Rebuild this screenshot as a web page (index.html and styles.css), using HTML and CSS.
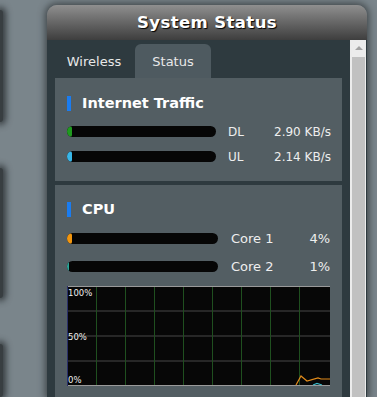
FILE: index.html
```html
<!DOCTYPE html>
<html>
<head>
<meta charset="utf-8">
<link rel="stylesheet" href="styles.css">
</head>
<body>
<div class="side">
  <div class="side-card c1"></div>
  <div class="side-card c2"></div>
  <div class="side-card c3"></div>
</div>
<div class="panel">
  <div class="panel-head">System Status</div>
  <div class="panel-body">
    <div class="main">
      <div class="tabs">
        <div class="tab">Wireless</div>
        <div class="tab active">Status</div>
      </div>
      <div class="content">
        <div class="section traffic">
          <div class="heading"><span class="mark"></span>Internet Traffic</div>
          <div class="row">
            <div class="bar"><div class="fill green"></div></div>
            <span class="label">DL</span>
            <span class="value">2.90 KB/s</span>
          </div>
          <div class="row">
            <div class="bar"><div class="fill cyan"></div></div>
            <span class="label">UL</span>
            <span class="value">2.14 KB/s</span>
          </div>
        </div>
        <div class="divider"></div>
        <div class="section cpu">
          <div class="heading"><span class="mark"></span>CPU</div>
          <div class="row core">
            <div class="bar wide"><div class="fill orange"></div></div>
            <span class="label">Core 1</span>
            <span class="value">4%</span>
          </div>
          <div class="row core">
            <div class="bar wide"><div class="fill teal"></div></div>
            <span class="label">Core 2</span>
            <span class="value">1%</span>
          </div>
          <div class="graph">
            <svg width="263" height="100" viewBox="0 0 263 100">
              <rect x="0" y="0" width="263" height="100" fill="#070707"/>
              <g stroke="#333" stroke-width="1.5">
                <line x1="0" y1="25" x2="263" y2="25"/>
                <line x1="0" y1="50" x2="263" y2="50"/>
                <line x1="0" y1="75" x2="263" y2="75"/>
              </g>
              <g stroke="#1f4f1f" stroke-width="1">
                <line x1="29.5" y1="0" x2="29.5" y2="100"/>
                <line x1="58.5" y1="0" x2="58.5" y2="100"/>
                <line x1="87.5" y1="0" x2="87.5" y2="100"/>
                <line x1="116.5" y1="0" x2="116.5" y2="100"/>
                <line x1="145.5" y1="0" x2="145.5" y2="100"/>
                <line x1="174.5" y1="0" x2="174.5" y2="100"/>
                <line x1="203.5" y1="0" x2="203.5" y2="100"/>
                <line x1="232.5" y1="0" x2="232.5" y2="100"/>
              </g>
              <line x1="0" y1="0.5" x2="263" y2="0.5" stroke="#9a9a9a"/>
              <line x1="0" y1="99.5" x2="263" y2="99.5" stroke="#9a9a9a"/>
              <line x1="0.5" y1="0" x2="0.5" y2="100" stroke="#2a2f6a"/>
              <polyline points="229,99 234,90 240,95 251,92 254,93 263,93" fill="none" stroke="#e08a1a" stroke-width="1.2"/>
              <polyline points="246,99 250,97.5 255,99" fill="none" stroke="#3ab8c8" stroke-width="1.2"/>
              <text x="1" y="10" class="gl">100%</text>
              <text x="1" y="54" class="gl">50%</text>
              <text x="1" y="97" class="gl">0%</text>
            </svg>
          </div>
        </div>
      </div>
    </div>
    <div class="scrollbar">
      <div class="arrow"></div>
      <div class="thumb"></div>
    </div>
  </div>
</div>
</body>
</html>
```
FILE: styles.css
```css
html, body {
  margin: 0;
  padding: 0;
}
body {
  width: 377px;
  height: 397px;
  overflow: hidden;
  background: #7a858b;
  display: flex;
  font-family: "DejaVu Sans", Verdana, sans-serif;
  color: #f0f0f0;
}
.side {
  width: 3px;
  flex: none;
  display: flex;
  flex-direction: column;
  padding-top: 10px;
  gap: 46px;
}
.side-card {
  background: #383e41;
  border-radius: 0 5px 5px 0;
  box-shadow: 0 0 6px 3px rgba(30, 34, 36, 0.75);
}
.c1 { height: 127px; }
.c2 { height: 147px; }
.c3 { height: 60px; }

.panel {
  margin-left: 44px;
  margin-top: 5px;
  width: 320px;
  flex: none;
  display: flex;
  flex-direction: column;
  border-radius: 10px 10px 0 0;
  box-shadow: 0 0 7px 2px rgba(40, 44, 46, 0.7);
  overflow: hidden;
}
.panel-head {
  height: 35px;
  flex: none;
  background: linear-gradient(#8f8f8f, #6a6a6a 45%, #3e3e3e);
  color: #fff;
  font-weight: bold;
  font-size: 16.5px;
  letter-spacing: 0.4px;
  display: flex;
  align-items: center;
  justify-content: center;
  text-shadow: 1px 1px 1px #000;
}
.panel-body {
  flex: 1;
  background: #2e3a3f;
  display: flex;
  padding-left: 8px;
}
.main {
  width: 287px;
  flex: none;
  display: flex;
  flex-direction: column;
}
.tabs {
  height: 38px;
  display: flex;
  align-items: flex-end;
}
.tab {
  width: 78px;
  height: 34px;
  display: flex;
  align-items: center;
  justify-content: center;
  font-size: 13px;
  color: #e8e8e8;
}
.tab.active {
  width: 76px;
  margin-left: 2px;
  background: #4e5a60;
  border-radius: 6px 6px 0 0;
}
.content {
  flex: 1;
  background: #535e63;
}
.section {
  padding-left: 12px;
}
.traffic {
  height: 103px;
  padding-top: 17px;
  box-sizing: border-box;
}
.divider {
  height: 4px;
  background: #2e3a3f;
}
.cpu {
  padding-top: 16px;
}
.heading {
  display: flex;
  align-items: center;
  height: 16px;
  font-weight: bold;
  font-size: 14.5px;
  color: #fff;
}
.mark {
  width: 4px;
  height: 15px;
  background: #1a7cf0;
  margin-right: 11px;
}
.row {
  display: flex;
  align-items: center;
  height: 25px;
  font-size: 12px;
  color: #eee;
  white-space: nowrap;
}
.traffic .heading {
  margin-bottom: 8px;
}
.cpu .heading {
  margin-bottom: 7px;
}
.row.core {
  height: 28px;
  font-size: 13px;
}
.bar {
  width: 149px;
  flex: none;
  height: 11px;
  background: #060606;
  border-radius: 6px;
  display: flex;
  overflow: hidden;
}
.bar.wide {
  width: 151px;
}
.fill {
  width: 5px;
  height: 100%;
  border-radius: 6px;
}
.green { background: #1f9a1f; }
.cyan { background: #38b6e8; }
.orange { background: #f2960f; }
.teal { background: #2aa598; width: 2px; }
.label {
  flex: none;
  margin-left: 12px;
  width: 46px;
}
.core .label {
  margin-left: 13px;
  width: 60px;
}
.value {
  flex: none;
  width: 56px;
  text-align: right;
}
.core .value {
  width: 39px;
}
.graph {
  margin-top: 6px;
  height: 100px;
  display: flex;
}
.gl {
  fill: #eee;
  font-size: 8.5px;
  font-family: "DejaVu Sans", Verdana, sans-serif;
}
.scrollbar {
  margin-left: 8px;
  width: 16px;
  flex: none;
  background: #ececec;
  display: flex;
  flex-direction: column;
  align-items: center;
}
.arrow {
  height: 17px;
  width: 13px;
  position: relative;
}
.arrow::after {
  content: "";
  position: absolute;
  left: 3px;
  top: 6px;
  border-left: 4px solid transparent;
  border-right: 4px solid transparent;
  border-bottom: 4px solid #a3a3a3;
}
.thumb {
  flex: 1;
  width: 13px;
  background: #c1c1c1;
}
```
···
SET PROBLEM: Pick out and copy the lines of the material that include the word "index".

PROBLEM SOLUTION:
Rebuild this screenshot as a web page (index.html and styles.css), using HTML and CSS.
FILE: index.html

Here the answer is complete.